The song was a popular addition to the band's live set and even remained after Calvert's departure from the band in 1979. A more aggressive version of the song with vocals by Brock was issued on the Live Seventy Nine album in 1980.

On 14 November 2019, the group recorded a session for Marc Riley's BBC Radio 6 Music show, playing "65 Million Years Ago", "Last Man on Earth", "Spirit of the Age" and "Silver Machine".

==Critical reception==
AllMusic recognized the song as a vital touchstone for the band and an immortal live favorite.

==1993 Mixes==
The song was subject to various remixes and issued as the Spirit of the Age - Solstice Mixes EP in June 1993 on 4-Real Records (4R1). Mixes were by Astralasia (Marc Swordfish, Nosmo) and produced by Salt Tank (David Gates & Malcolm Stanners).

=== 12" ===
1. "Spirit of the Age" Full Vocal Mix (Calvert/Brock) – 9:56
2. "Spirit of the Age" Hard Trance Mix (Calvert/Brock) – 8:43
3. "Spirit of the Age" Cyber Trance Mix (Calvert/Brock) – 9:52
4. "Spirit of the Age" Flesh To Phantasy Mix (Calvert/Brock) – 12:06

=== CD ===
1. "Spirit of the Age" Radio Edit (Calvert/Brock)
2. "Spirit of the Age" Full Vocal Mix (Calvert/Brock)
3. "Spirit of the Age" Cyber Trance Mix (Calvert/Brock)
4. "Spirit of the Age" Flesh to Phantasy Ambient Remix (Calvert/Brock)

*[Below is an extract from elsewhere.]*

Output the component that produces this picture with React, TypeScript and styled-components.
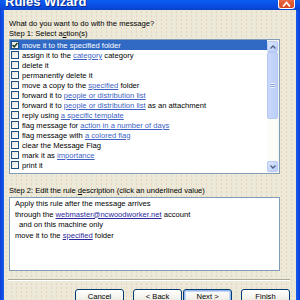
import React from "react";
import styled, { createGlobalStyle } from "styled-components";

const GlobalStyle = createGlobalStyle`
  html, body { margin: 0; padding: 0; background: #0055e5; }
  #root { width: 300px; height: 300px; overflow: hidden; }
`;

const actions: { parts: (string | { link: string })[] }[] = [
  { parts: ["move it to the specified folder"] },
  { parts: ["assign it to the ", { link: "category" }, " category"] },
  { parts: ["delete it"] },
  { parts: ["permanently delete it"] },
  { parts: ["move a copy to the ", { link: "specified" }, " folder"] },
  { parts: ["forward it to ", { link: "people or distribution list" }] },
  { parts: ["forward it to ", { link: "people or distribution list" }, " as an attachment"] },
  { parts: ["reply using ", { link: "a specific template" }] },
  { parts: ["flag message for ", { link: "action in a number of days" }] },
  { parts: ["flag message with ", { link: "a colored flag" }] },
  { parts: ["clear the Message Flag"] },
  { parts: ["mark it as ", { link: "importance" }] },
  { parts: ["print it"] },
];

function App() {
  return (
    <>
      <GlobalStyle />
      <Window>
        <TitleBar>
          <TitleText>Rules Wizard</TitleText>
          <CloseButton>
            <svg width="9" height="6" viewBox="0 0 9 6">
              <path d="M1 5.5 L4.5 1.5 L8 5.5" stroke="#fff" strokeWidth="1.8" fill="none" />
            </svg>
          </CloseButton>
        </TitleBar>
        <Body>
          <Label>What do you want to do with the message?</Label>
          <Label>
            Step 1: Select a<u>c</u>tion(s)
          </Label>
          <ListBox>
            <Rows>
              {actions.map((a, i) => (
                <Row key={i} selected={i === 0}>
                  <Check>
                    {i === 0 && (
                      <svg width="6" height="6" viewBox="0 0 6 6">
                        <path d="M0.5 3 L2.3 4.8 L5.5 1" stroke="#1e3a1e" strokeWidth="1.5" fill="none" />
                      </svg>
                    )}
                  </Check>
                  <span>
                    {a.parts.map((p, j) =>
                      typeof p === "string" ? (
                        <React.Fragment key={j}>{p}</React.Fragment>
                      ) : (
                        <Link key={j}>{p.link}</Link>
                      )
                    )}
                  </span>
                </Row>
              ))}
            </Rows>
            <ScrollBar>
              <ScrollArrow>
                <svg width="6" height="4" viewBox="0 0 6 4">
                  <path d="M0.5 3.5 L3 1 L5.5 3.5" stroke="#4d6185" strokeWidth="1.3" fill="none" />
                </svg>
              </ScrollArrow>
              <Thumb>
                <Grip />
              </Thumb>
              <Track />
              <ScrollArrow>
                <svg width="6" height="4" viewBox="0 0 6 4">
                  <path d="M0.5 0.5 L3 3 L5.5 0.5" stroke="#4d6185" strokeWidth="1.3" fill="none" />
                </svg>
              </ScrollArrow>
            </ScrollBar>
          </ListBox>
          <Label2>
            Step 2: Edit the rule <u>d</u>escription (click an underlined value)
          </Label2>
          <DescBox>
            <DescLine>Apply this rule after the message arrives</DescLine>
            <DescLine>
              through the <DescLink>webmaster@ncwoodworker.net</DescLink> account
            </DescLine>
            <DescLine indent>and on this machine only</DescLine>
            <DescLine>
              move it to the <DescLink>specified</DescLink> folder
            </DescLine>
          </DescBox>
          <Separator />
          <ButtonRow>
            <Button>Cancel</Button>
            <Button spaced>&lt; Back</Button>
            <Button primary>Next &gt;</Button>
            <Button spaced>Finish</Button>
          </ButtonRow>
        </Body>
      </Window>
    </>
  );
}

export default App;

const Window = styled.div`
  width: 300px;
  height: 300px;
  display: flex;
  flex-direction: column;
  background: linear-gradient(90deg, #0a3fd6 0, #1a5cf0 4px, #1a5cf0 296px, #0a3fd6 300px);
  font-family: "Liberation Sans", Arial, sans-serif;
`;

const TitleBar = styled.div`
  height: 10px;
  flex: none;
  display: flex;
  align-items: flex-end;
  justify-content: space-between;
  overflow: hidden;
  background: linear-gradient(#0c5df2, #0a4ae0 70%, #0842c8);
`;

const TitleText = styled.div`
  color: #fff;
  font-weight: bold;
  font-size: 13px;
  line-height: 13px;
  margin-left: 5px;
  margin-bottom: 2px;
  text-shadow: 1px 1px #0a2a8a;
`;

const CloseButton = styled.div`
  width: 17px;
  height: 9px;
  margin-right: 5px;
  margin-bottom: 1px;
  box-sizing: border-box;
  border: 1px solid #fff;
  border-top: none;
  border-radius: 0 0 3px 3px;
  background: linear-gradient(#e96a46, #d7441c);
  display: flex;
  align-items: flex-end;
  justify-content: center;
  padding-bottom: 1px;
`;

const Body = styled.div`
  flex: 1;
  margin: 0 4px;
  padding: 9px 16px 0 5px;
  display: flex;
  flex-direction: column;
  background-color: #ece9d8;
  background-image: radial-gradient(circle, rgba(215, 170, 140, 0.35) 0.6px, transparent 0.9px);
  background-size: 5px 4px;
`;

const Label = styled.div`
  font-size: 7.6px;
  line-height: 10px;
  color: #000;
  white-space: nowrap;
`;

const Label2 = styled(Label)`
  margin-top: 12px;
  margin-bottom: 1px;
`;

const ListBox = styled.div`
  height: 135px;
  flex: none;
  box-sizing: border-box;
  border: 1px solid #7f9db9;
  background: #fff;
  display: flex;
  overflow: hidden;
`;

const Rows = styled.div`
  flex: 1;
  overflow: hidden;
`;

const Row = styled.div<{ selected?: boolean }>`
  height: 10px;
  display: flex;
  align-items: center;
  gap: 3px;
  padding-left: 1px;
  font-size: 7.6px;
  white-space: nowrap;
  color: ${(p) => (p.selected ? "#fff" : "#000")};
  background: ${(p) => (p.selected ? "#316ac5" : "transparent")};
`;

const Check = styled.div`
  width: 8px;
  height: 8px;
  flex: none;
  box-sizing: border-box;
  border: 1px solid #1c5180;
  background: linear-gradient(135deg, #e4e3dd, #fff);
  display: flex;
  align-items: center;
  justify-content: center;
`;

const Link = styled.span`
  color: #3d5fc4;
  text-decoration: underline;
`;

const ScrollBar = styled.div`
  width: 11px;
  flex: none;
  display: flex;
  flex-direction: column;
  background: #f5f4ee;
  padding: 1px 1px 1px 0;
`;

const ScrollArrow = styled.div`
  height: 11px;
  flex: none;
  box-sizing: border-box;
  border: 1px solid #b6c9f5;
  border-radius: 2px;
  background: linear-gradient(135deg, #dde7fd, #b9cdf9);
  display: flex;
  align-items: center;
  justify-content: center;
`;

const Thumb = styled.div`
  height: 67px;
  flex: none;
  box-sizing: border-box;
  border: 1px solid #b6c9f5;
  border-radius: 2px;
  background: linear-gradient(90deg, #c9d8fc, #bccefa);
  display: flex;
  align-items: center;
  justify-content: center;
`;

const Grip = styled.div`
  width: 5px;
  height: 5px;
  background: repeating-linear-gradient(#eef3fe 0 1px, #8ca6df 1px 2px);
`;

const Track = styled.div`
  flex: 1;
  background: #fbfbf8;
`;

const DescBox = styled.div`
  height: 74px;
  flex: none;
  box-sizing: border-box;
  border: 1px solid #7f9db9;
  background: #fff;
  padding: 1px 0 0 5px;
`;

const DescLine = styled.div<{ indent?: boolean }>`
  font-size: 7.6px;
  line-height: 10.5px;
  white-space: nowrap;
  color: #000;
  padding-left: ${(p) => (p.indent ? "4px" : "0")};
`;

const DescLink = styled.span`
  color: #2a2a9c;
  text-decoration: underline;
`;

const Separator = styled.div`
  margin: 8px -10px 0 -1px;
  flex: none;
  height: 0;
  border-top: 1px solid #aca899;
  border-bottom: 1px solid #fff;
`;

const ButtonRow = styled.div`
  display: flex;
  justify-content: flex-end;
  margin: 8px -10px 0 0;
  gap: 1px;
`;

const Button = styled.div<{ primary?: boolean; spaced?: boolean }>`
  width: 49px;
  height: 15px;
  flex: none;
  margin-left: ${(p) => (p.spaced ? "8px" : "0")};
  box-sizing: border-box;
  border: 1px solid #003c74;
  border-radius: 3px;
  background: linear-gradient(#fff, #f3f2ec 60%, #e3e0d3);
  box-shadow: ${(p) => (p.primary ? "inset 0 0 0 1px #97b8ec, inset 0 0 0 2px #c4d6f6" : "none")};
  font-size: 7.6px;
  display: flex;
  align-items: center;
  justify-content: center;
  color: #000;
`;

Note: The band performed a very rare second encore at the 1993 Brixton Academy gig, where they mimed along to "The Full Vocal Mix", with both members of Salt Tank on stage.

==2004 single==
In 2004 the band recorded a new studio version of the song which was issued as a single in two different formats. The first verse featured a vocal by tabloid journalist Matthew Wright who, while interviewing the band on a London radio show, had revealed that he was a big fan of the band. This version was included on their Take Me to Your Leader album.

===CD1===
1. "Spirit of the Age" (Calvert/Brock) – Radio Edit
2. "Angela Android" (Chadwick) – Live Version
3. "Assassins of Allah" [aka "Hassan-i Sabbah"/"Space is Their (Palestine)"] (Calvert/Rudolph/Brock) – Live Version

===CD2===
1. "Spirit of the Age" (Calvert/Brock) – Live Version
2. "Paradox" (Brock) – New studio version

==Cover versions==
Banco de Gaia released a cover of the song on his 2009 album Memories Dreams Reflections, with the lyrics spoken by newsreader and continuity announcer Neil Sleat.